Ghost’s system uses machine learning to find more interesting scenarios in the reams of data it collects and builds training models based on them.
The company’s kits are already installed on the cars of high-mileage drivers like Uber and Lyft drivers and commuters. Ghost has recruited dozens of drivers and plans to have its kits in hundreds of cars by the end of the year. By next year, Hayes says the kits will be in thousands of cars, all for the purpose of collecting data.
The background of the executive team, including co-founder and CTO Volkmar Uhlig, as well as the rest of their employees, provides some hints as to how they’re approaching the software and its integration with hardware.
Employees are data scientists and engineers, not roboticists. A dive into their resumes on LinkedIn and not one comes from another autonomous vehicle company, which is unusual in this era of talent poaching.
For instance, Uhlig, who started his career at IBM Watson Research, co-founded Adello and was the architect behind the company’s programmatic media trading platform. Before that, he built Teza Technologies, a high-frequency trading platform. While earning his PhD in computer science he was part of a team that architected the L4 Pistachio microkernel, which is commercially deployed in more than 3 billion mobile Apple and Android devices.
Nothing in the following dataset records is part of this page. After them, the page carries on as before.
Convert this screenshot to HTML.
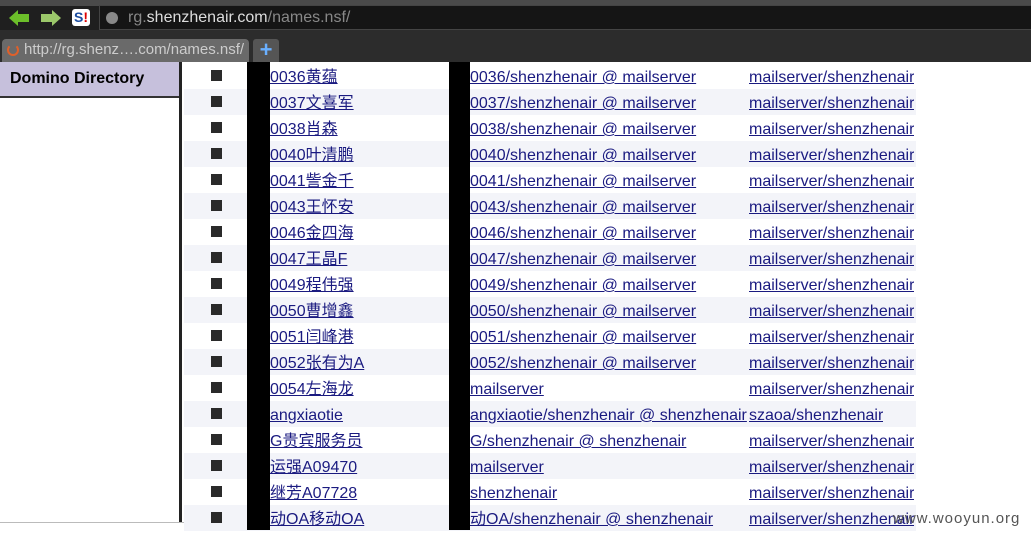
<!DOCTYPE html>
<html><head><meta charset="utf-8"><style>
*{margin:0;padding:0;box-sizing:border-box}
body{width:1031px;height:530px;overflow:hidden;background:#fff;font-family:"Liberation Sans","Noto Sans CJK SC",sans-serif;position:relative}
.top{position:absolute;left:0;top:0;width:1031px;height:8px;background:#4a4a4a}
.tb{position:absolute;left:0;top:6px;width:1031px;height:26px;background:#1f1f1f}
.tabs{position:absolute;left:0;top:30px;width:1031px;height:32px;background:#2c2c2c}
.url{position:absolute;left:99px;top:5px;width:940px;height:25px;background:#151515;border:1px solid #444;color:#888;font-size:16px;line-height:23px;padding-left:28px}
.url b{font-weight:normal;color:#ddd}
.tab{position:absolute;left:2px;top:39px;width:247px;height:23px;background:#6a6a6a;border-radius:4px 4px 0 0;color:#ccc;font-size:15px;line-height:22px;padding-left:22px}
.plus{position:absolute;left:253px;top:39px;width:26px;height:23px;background:#555;border-radius:3px 3px 0 0;color:#6ab0ff;font-size:22px;line-height:21px;text-align:center;font-weight:bold}
.left{position:absolute;left:0;top:62px;width:182px;height:468px;background:#fff;border-right:3px solid #222}
.hd{height:36px;background:#c6c0dc;border-bottom:2px solid #333;font-weight:bold;font-size:16px;padding:8px 10px}
.row{position:absolute;left:184px;height:26px;width:732px;font-size:16px;line-height:26px}
.row.alt{background:#f3f4f9}
.sq{position:absolute;left:27px;top:7px;width:11px;height:11px;background:#2a2a2a}
a{color:#1a1a80;text-decoration:underline;position:absolute;top:2px;white-space:nowrap;overflow:hidden}
.c1{left:86px;width:175px}.c2{left:286px;width:277px}.c3{left:565px}
.bar{position:absolute;top:62px;height:468px;background:#000}
.wm{position:absolute;left:893px;top:510px;color:#555;font-size:15px;letter-spacing:1px}
</style></head><body>
<div class="top"></div><div class="tb"></div><div class="tabs"></div>
<svg style="position:absolute;left:8px;top:9px" width="22" height="18"><path d="M1 9 L10 1 V5 H21 V13 H10 V17Z" fill="#6cbf2a"/></svg>
<svg style="position:absolute;left:40px;top:9px" width="22" height="18"><path d="M21 9 L12 1 V5 H1 V13 H12 V17Z" fill="#9bc86a"/></svg>
<div style="position:absolute;left:72px;top:9px;width:18px;height:17px;background:#fff;border-radius:3px;color:#1b4da0;font-weight:bold;font-size:14px;line-height:17px;text-align:center">S<span style="color:#d00">!</span></div>
<div class="url"><span style="position:absolute;left:6px;top:6px;width:12px;height:12px;border-radius:50%;background:#888"></span>rg.<b>shenzhenair.com</b>/names.nsf/</div>
<div class="tab"><span style="position:absolute;left:5px;top:5px;width:12px;height:12px;border:2px solid #e0602a;border-top-color:transparent;border-radius:50%"></span>http://rg.shenz….com/names.nsf/</div>
<div class="plus">+</div>
<div class="left"><div class="hd">Domino Directory</div></div>
<div style="position:absolute;left:0;top:522px;width:248px;height:8px;background:#fff;border-top:1px solid #bbb;border-right:1px solid #bbb"></div>
<div class="row" style="top:63px"><span class="sq"></span><a class="c1">0036黄蕴</a><a class="c2">0036/shenzhenair @ mailserver</a><a class="c3">mailserver/shenzhenair</a></div>
<div class="row alt" style="top:89px"><span class="sq"></span><a class="c1">0037文喜军</a><a class="c2">0037/shenzhenair @ mailserver</a><a class="c3">mailserver/shenzhenair</a></div>
<div class="row" style="top:115px"><span class="sq"></span><a class="c1">0038肖森</a><a class="c2">0038/shenzhenair @ mailserver</a><a class="c3">mailserver/shenzhenair</a></div>
<div class="row alt" style="top:141px"><span class="sq"></span><a class="c1">0040叶清鹏</a><a class="c2">0040/shenzhenair @ mailserver</a><a class="c3">mailserver/shenzhenair</a></div>
<div class="row" style="top:167px"><span class="sq"></span><a class="c1">0041訾金千</a><a class="c2">0041/shenzhenair @ mailserver</a><a class="c3">mailserver/shenzhenair</a></div>
<div class="row alt" style="top:193px"><span class="sq"></span><a class="c1">0043王怀安</a><a class="c2">0043/shenzhenair @ mailserver</a><a class="c3">mailserver/shenzhenair</a></div>
<div class="row" style="top:219px"><span class="sq"></span><a class="c1">0046金四海</a><a class="c2">0046/shenzhenair @ mailserver</a><a class="c3">mailserver/shenzhenair</a></div>
<div class="row alt" style="top:245px"><span class="sq"></span><a class="c1">0047王晶F</a><a class="c2">0047/shenzhenair @ mailserver</a><a class="c3">mailserver/shenzhenair</a></div>
<div class="row" style="top:271px"><span class="sq"></span><a class="c1">0049程伟强</a><a class="c2">0049/shenzhenair @ mailserver</a><a class="c3">mailserver/shenzhenair</a></div>
<div class="row alt" style="top:297px"><span class="sq"></span><a class="c1">0050曹增鑫</a><a class="c2">0050/shenzhenair @ mailserver</a><a class="c3">mailserver/shenzhenair</a></div>
<div class="row" style="top:323px"><span class="sq"></span><a class="c1">0051闫峰港</a><a class="c2">0051/shenzhenair @ mailserver</a><a class="c3">mailserver/shenzhenair</a></div>
<div class="row alt" style="top:349px"><span class="sq"></span><a class="c1">0052张有为A</a><a class="c2">0052/shenzhenair @ mailserver</a><a class="c3">mailserver/shenzhenair</a></div>
<div class="row" style="top:375px"><span class="sq"></span><a class="c1">0054左海龙</a><a class="c2">mailserver</a><a class="c3">mailserver/shenzhenair</a></div>
<div class="row alt" style="top:401px"><span class="sq"></span><a class="c1">angxiaotie</a><a class="c2">angxiaotie/shenzhenair @ shenzhenair</a><a class="c3">szaoa/shenzhenair</a></div>
<div class="row" style="top:427px"><span class="sq"></span><a class="c1">G贵宾服务员</a><a class="c2">G/shenzhenair @ shenzhenair</a><a class="c3">mailserver/shenzhenair</a></div>
<div class="row alt" style="top:453px"><span class="sq"></span><a class="c1">运强A09470</a><a class="c2">mailserver</a><a class="c3">mailserver/shenzhenair</a></div>
<div class="row" style="top:479px"><span class="sq"></span><a class="c1">继芳A07728</a><a class="c2">shenzhenair</a><a class="c3">mailserver/shenzhenair</a></div>
<div class="row alt" style="top:505px"><span class="sq"></span><a class="c1">动OA移动OA</a><a class="c2">动OA/shenzhenair @ shenzhenair</a><a class="c3">mailserver/shenzhenair</a></div>
<div class="bar" style="left:247px;width:23px"></div>
<div class="bar" style="left:449px;width:21px"></div>
<div class="wm">www.wooyun.org</div>
</body></html>
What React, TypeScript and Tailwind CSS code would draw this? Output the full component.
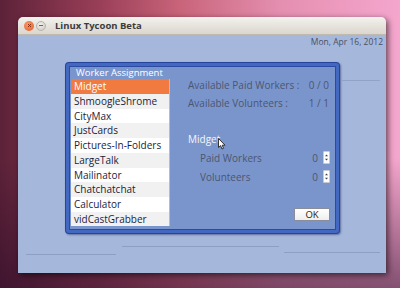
import React from "react";

const items = [
  "Midget",
  "ShmoogleShrome",
  "CityMax",
  "JustCards",
  "Pictures-In-Folders",
  "LargeTalk",
  "Mailinator",
  "Chatchatchat",
  "Calculator",
  "vidCastGrabber",
];

function Spinner() {
  return (
    <div className="w-[7px] h-[13px] bg-white border border-[#c8cbd4] rounded-[1px] flex items-center justify-center">
      <svg width="5" height="9" viewBox="0 0 5 9">
        <path d="M2.5 1.5 L4 3.3 L1 3.3 Z" fill="#444" />
        <path d="M2.5 7.5 L4 5.7 L1 5.7 Z" fill="#444" />
      </svg>
    </div>
  );
}

export default function App() {
  return (
    <div className="relative w-[400px] h-[288px] overflow-hidden font-['Open_Sans',sans-serif] bg-[linear-gradient(90deg,#5c2238_0%,#9a3f58_25%,#c9647a_45%,#e48fb0_70%,#f5a6cd_100%)]">
      <div className="absolute inset-0 bg-[linear-gradient(180deg,rgba(0,0,0,0)_0%,rgba(0,0,0,0)_55%,rgba(40,10,40,0.55)_100%)]" />
      {/* window */}
      <div className="absolute left-[18px] top-[17px] w-[368px] h-[256px] rounded-t-[5px] shadow-[2px_2px_6px_rgba(0,0,0,0.6)] flex flex-col overflow-hidden">
        <div className="h-[18px] bg-[linear-gradient(180deg,#f3f2ed,#dbd6ce)] flex items-center pl-[6px] border-b border-[#bfbab0]">
          <div className="w-[10px] h-[10px] rounded-full bg-[radial-gradient(circle_at_40%_35%,#f79a6c,#e25a28)] flex items-center justify-center">
            <svg width="5" height="5" viewBox="0 0 5 5">
              <path d="M1 1 L4 4 M4 1 L1 4" stroke="#8a3210" strokeWidth="1" />
            </svg>
          </div>
          <div className="w-[10px] h-[10px] rounded-full ml-[2px] bg-[radial-gradient(circle_at_40%_35%,#f4f2ee,#c9c5bd)] border border-[#b8b4ac] flex items-center justify-center">
            <div className="w-[4px] h-[1px] bg-[#6a6660]" />
          </div>
          <div className="ml-[9px] text-[9.5px] font-bold text-[#3c3c3c] leading-none">
            Linux Tycoon Beta
          </div>
        </div>
        <div className="relative flex-1 bg-[#a5b8dc]">
          <div className="absolute right-[3px] top-[1px] text-[8.5px] leading-[12px] text-[#4a4f63]">
            Mon, Apr 16, 2012
          </div>
          {/* faint lines */}
          <div className="absolute left-[324px] top-[45px] w-[38px] h-[1px] bg-[#93a3c8]" />
          <div className="absolute left-[104px] top-[211px] w-[157px] h-[1px] bg-[#8e9ec4]" />
          <div className="absolute left-[266px] top-[217px] w-[96px] h-[1px] bg-[#8e9ec4]" />
          <div className="absolute left-[8px] top-[219px] w-[90px] h-[1px] bg-[#8e9ec4]" />

          {/* dialog */}
          <div className="absolute left-[47px] top-[27px] w-[275px] h-[172px] rounded-[4px] bg-[#26449a] p-[1px] shadow-[1px_1px_2px_rgba(30,40,90,0.5)]">
            <div className="w-full h-full rounded-[3px] bg-[#4368c2] p-[3px]">
              <div className="w-full h-full border border-[#2b4aa0] bg-[#7a95cc] flex flex-col">
                <div className="h-[12px] pl-[6px] text-[9.5px] leading-[12px] text-white">
                  Worker Assignment
                </div>
                <div className="flex flex-1 min-h-0 pb-[1px]">
                  <div className="ml-[1px] w-[99px] h-[147px] overflow-hidden bg-white border-r border-[#b9bcc6]">
                    {items.map((it, i) => (
                      <div
                        key={it}
                        className={
                          "h-[14.78px] pl-[3px] text-[10px] leading-[14.78px] whitespace-nowrap " +
                          (i === 0
                            ? "bg-[#f07a40] text-white"
                            : i % 2 === 1
                            ? "bg-[#f1f1f1] text-[#1c1c3c]"
                            : "bg-white text-[#1c1c3c]")
                        }
                      >
                        {it}
                      </div>
                    ))}
                  </div>
                  <div className="flex-1 pl-[18px] pr-[5px] flex flex-col text-[10px] text-[#4c5670]">
                    <div className="h-[12px] leading-[12px] flex justify-between pr-[1px]">
                      <span>Available Paid Workers :</span>
                      <span>0 / 0</span>
                    </div>
                    <div className="h-[12px] leading-[12px] mt-[6px] flex justify-between pr-[1px]">
                      <span>Available Volunteers :</span>
                      <span>1 / 1</span>
                    </div>
                    <div className="relative h-[12px] leading-[12px] mt-[24px] text-[#f4f5fb]">
                      Midget
                      <svg
                        className="absolute left-[30px] top-[5px]"
                        width="8"
                        height="12"
                        viewBox="0 0 8 12"
                      >
                        <path
                          d="M0.5 0.5 L0.5 9.5 L2.6 7.6 L4 11 L5.5 10.3 L4.2 7.2 L7 7.2 Z"
                          fill="#ffffff"
                          stroke="#222"
                          strokeWidth="0.9"
                          strokeLinejoin="round"
                        />
                      </svg>
                    </div>
                    <div className="h-[13px] mt-[6px] flex items-center pl-[12px]">
                      <span className="flex-1 leading-[12px]">Paid Workers</span>
                      <span className="leading-[12px]">0</span>
                      <div className="ml-[5px]">
                        <Spinner />
                      </div>
                    </div>
                    <div className="h-[13px] mt-[6px] flex items-center pl-[12px]">
                      <span className="flex-1 leading-[12px]">Volunteers</span>
                      <span className="leading-[12px]">0</span>
                      <div className="ml-[5px]">
                        <Spinner />
                      </div>
                    </div>
                    <div className="mt-[25px] flex justify-end">
                      <div className="w-[36px] h-[13px] bg-[linear-gradient(180deg,#ffffff,#eeeeee)] border border-[#8a8e9a] rounded-[1px] text-[9.5px] leading-[11px] text-center text-[#222]">
                        OK
                      </div>
                    </div>
                  </div>
                </div>
              </div>
            </div>
          </div>
        </div>
      </div>
    </div>
  );
}
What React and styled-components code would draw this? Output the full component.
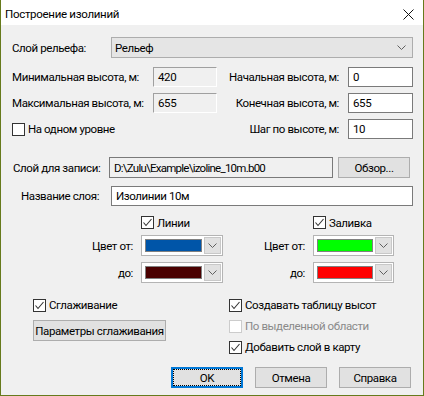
import React from "react";
import styled, { createGlobalStyle } from "styled-components";

const GlobalStyle = createGlobalStyle`
  html, body {
    margin: 0;
    padding: 0;
    background: #f0f0f0;
  }
  * {
    box-sizing: border-box;
  }
  body {
    font-family: Roboto, "Liberation Sans", Arial, sans-serif;
    font-size: 11.5px;
    letter-spacing: -0.4px;
    color: #000;
  }
`;

// icons
const Chevron = () => (
  <svg width="9" height="5" viewBox="0 0 9 5">
    <polyline points="0.5,0.5 4.5,4.5 8.5,0.5" fill="none" stroke="#606060" strokeWidth="1" />
  </svg>
);

const Check = () => (
  <svg width="11" height="11" viewBox="0 0 11 11">
    <polyline points="1.5,5.5 4,8.5 9.5,2" fill="none" stroke="#333" strokeWidth="1.1" />
  </svg>
);

function CheckBox({ checked, disabled, label }) {
  return (
    <CheckRow $disabled={disabled}>
      <Box $disabled={disabled}>{checked && <Check />}</Box>
      <span>{label}</span>
    </CheckRow>
  );
}

function ColorPicker({ color }) {
  return (
    <ColorBox>
      <SwatchWrap>
        <Swatch $color={color} />
      </SwatchWrap>
      <DropBtn>
        <Chevron />
      </DropBtn>
    </ColorBox>
  );
}

function App() {
  return (
    <>
      <GlobalStyle />
      <Window>
        <TitleBar>
          <Title>Построение изолиний</Title>
          <CloseBtn>
            <svg width="11" height="11" viewBox="0 0 11 11">
              <path d="M0.5 0.5 L10.5 10.5 M10.5 0.5 L0.5 10.5" stroke="#111" strokeWidth="1" />
            </svg>
          </CloseBtn>
        </TitleBar>

        <Body>
          {/* relief layer */}
          <ComboRow>
            <Label $width={99}>Слой рельефа:</Label>
            <Combo>
              <span>Рельеф</span>
              <Chevron />
            </Combo>
          </ComboRow>

          {/* heights */}
          <HeightsGrid>
            <Label>Минимальная высота, м:</Label>
            <Static>420</Static>
            <RightLabel>Начальная высота, м:</RightLabel>
            <Input>0</Input>

            <Label>Максимальная высота, м:</Label>
            <Static>655</Static>
            <RightLabel>Конечная высота, м:</RightLabel>
            <Input>655</Input>

            <SpanTwo>
              <CheckBox label="На одном уровне" />
            </SpanTwo>
            <RightLabel>Шаг по высоте, м:</RightLabel>
            <Input>10</Input>
          </HeightsGrid>

          {/* output layer */}
          <PathRow>
            <Label $width={97} $indent={1}>Слой для записи:</Label>
            <PathBox>D:\Zulu\Example\izoline_10m.b00</PathBox>
            <Button $width={72}>Обзор...</Button>
          </PathRow>
          <NameRow>
            <Label $width={99} $indent={9}>Название слоя:</Label>
            <Input $grow>Изолинии 10м</Input>
          </NameRow>

          {/* colors */}
          <ColorsGrid>
            <span />
            <CheckBox checked label="Линии" />
            <span />
            <CheckBox checked label="Заливка" />

            <ColorLabel>Цвет от:</ColorLabel>
            <ColorPicker color="#0055a8" />
            <ColorLabel>Цвет от:</ColorLabel>
            <ColorPicker color="#00ff00" />

            <ColorLabel>до:</ColorLabel>
            <ColorPicker color="#4a0000" />
            <ColorLabel>до:</ColorLabel>
            <ColorPicker color="#ff0000" />
          </ColorsGrid>

          {/* options */}
          <Options>
            <OptionsLeft>
              <CheckBox checked label="Сглаживание" />
              <Button $width={133}>Параметры сглаживания</Button>
            </OptionsLeft>
            <OptionsRight>
              <CheckBox checked label="Создавать таблицу высот" />
              <CheckBox disabled label="По выделенной области" />
              <CheckBox checked label="Добавить слой в карту" />
            </OptionsRight>
          </Options>

          <Footer>
            <Button $width={72} $default>
              <FocusRect>OK</FocusRect>
            </Button>
            <Button $width={72}>Отмена</Button>
            <Button $width={72}>Справка</Button>
          </Footer>
        </Body>
      </Window>
    </>
  );
}

const Window = styled.div`
  width: 424px;
  height: 396px;
  display: flex;
  flex-direction: column;
  background: #f0f0f0;
  border: 1px solid #667a1c;
  border-top: none;
  overflow: hidden;
`;

const TitleBar = styled.div`
  height: 25px;
  flex-shrink: 0;
  background: #fff;
  display: flex;
  align-items: center;
  justify-content: space-between;
  padding: 0 9px 0 4px;
`;

const Title = styled.div`
  font-size: 11.5px;
  letter-spacing: -0.3px;
  padding-top: 2px;
`;

const CloseBtn = styled.div`
  display: flex;
  padding-top: 4px;
`;

const Body = styled.div`
  display: flex;
  flex-direction: column;
  padding: 12px 10px 0 11px;
`;

const Label = styled.div`
  width: ${(p) => (p.$width ? `${p.$width}px` : "auto")};
  padding-left: ${(p) => p.$indent || 0}px;
  flex-shrink: 0;
  white-space: nowrap;
`;

const RightLabel = styled.div`
  text-align: right;
  padding-right: 9px;
  white-space: nowrap;
`;

const ComboRow = styled.div`
  display: flex;
  align-items: center;
`;

const Combo = styled.div`
  width: 302px;
  height: 21px;
  display: flex;
  align-items: center;
  justify-content: space-between;
  padding: 0 6px 0 3px;
  background: #e5e5e5;
  border: 1px solid #adadad;
`;

const HeightsGrid = styled.div`
  margin-top: 9px;
  display: grid;
  grid-template-columns: 141px 64px 1fr 65px;
  grid-template-rows: repeat(3, 20px);
  row-gap: 6px;
  align-items: center;
`;

const Static = styled.div`
  height: 20px;
  display: flex;
  align-items: center;
  padding-left: 4px;
  border: 1px solid;
  border-color: #a0a0a0 #fff #fff #a0a0a0;
`;

const Input = styled.div`
  height: 20px;
  display: flex;
  align-items: center;
  padding-left: 4px;
  background: #fff;
  border: 1px solid #7a7a7a;
  ${(p) => p.$grow && "flex: 1;"}
`;

const SpanTwo = styled.div`
  grid-column: span 2;
`;

const CheckRow = styled.div`
  display: flex;
  align-items: center;
  gap: 3px;
  white-space: nowrap;
  color: ${(p) => (p.$disabled ? "#8a8a8a" : "#000")};
`;

const Box = styled.span`
  width: 13px;
  height: 13px;
  flex-shrink: 0;
  display: flex;
  align-items: center;
  justify-content: center;
  background: #fff;
  border: 1px solid ${(p) => (p.$disabled ? "#cccccc" : "#333")};
`;

const PathRow = styled.div`
  margin-top: 18px;
  display: flex;
  align-items: center;
`;

const PathBox = styled.div`
  width: 224px;
  height: 21px;
  display: flex;
  align-items: center;
  padding-left: 4px;
  letter-spacing: -0.75px;
  border: 1px solid #7a7a7a;
  margin-right: 5px;
`;

const Button = styled.div`
  width: ${(p) => p.$width}px;
  height: 21px;
  display: flex;
  align-items: center;
  justify-content: center;
  background: #e1e1e1;
  border: ${(p) => (p.$default ? "2px solid #0078d7" : "1px solid #adadad")};
  white-space: nowrap;
`;

const FocusRect = styled.div`
  width: 100%;
  height: 100%;
  display: flex;
  align-items: center;
  justify-content: center;
  border: 1px dotted #000;
`;

const NameRow = styled.div`
  margin-top: 8px;
  display: flex;
  align-items: center;
`;

const ColorsGrid = styled.div`
  margin-top: 10px;
  display: grid;
  grid-template-columns: 121px 82px 74px 81px;
  grid-template-rows: 13px 21px 21px;
  column-gap: 8px;
  row-gap: 6px;
  align-items: center;
`;

const ColorLabel = styled.div`
  text-align: right;
  white-space: nowrap;
`;

const ColorBox = styled.div`
  height: 21px;
  display: flex;
  padding: 1px;
  background: #fff;
  border: 1px solid #b4b4b4;
`;

const SwatchWrap = styled.div`
  flex: 1;
  padding: 2px 2px 2px 2px;
  display: flex;
`;

const Swatch = styled.div`
  flex: 1;
  background: ${(p) => p.$color};
  border: 1px solid #808080;
`;

const DropBtn = styled.div`
  width: 17px;
  display: flex;
  align-items: center;
  justify-content: center;
  background: #e1e1e1;
  border: 1px solid #c8c8c8;
`;

const Options = styled.div`
  margin-top: 15px;
  display: flex;
`;

const OptionsLeft = styled.div`
  width: 195px;
  padding-left: 21px;
  display: flex;
  flex-direction: column;
  align-items: flex-start;
  gap: 8px;
`;

const OptionsRight = styled.div`
  padding-left: 22px;
  display: flex;
  flex-direction: column;
  gap: 7px;
`;

const Footer = styled.div`
  margin-top: 13px;
  display: flex;
  justify-content: flex-end;
  gap: 12px;
  padding-right: 2px;
`;

export default App;
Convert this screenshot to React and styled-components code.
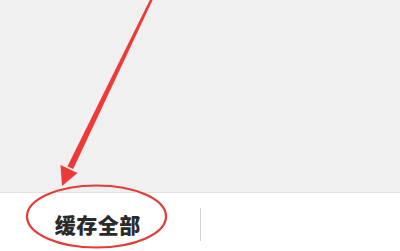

If Ghost is able to validate its system — which Hayes says is baked into its entire approach — privately owned self-driving cars could be on the highways by next year. While the National Highway Traffic Safety Administration could potentially step in, Ghost’s approach, like Tesla, hits a sweet spot of non-regulation. It’s a space, that Hayes notes, where the government has not yet chosen to regulate.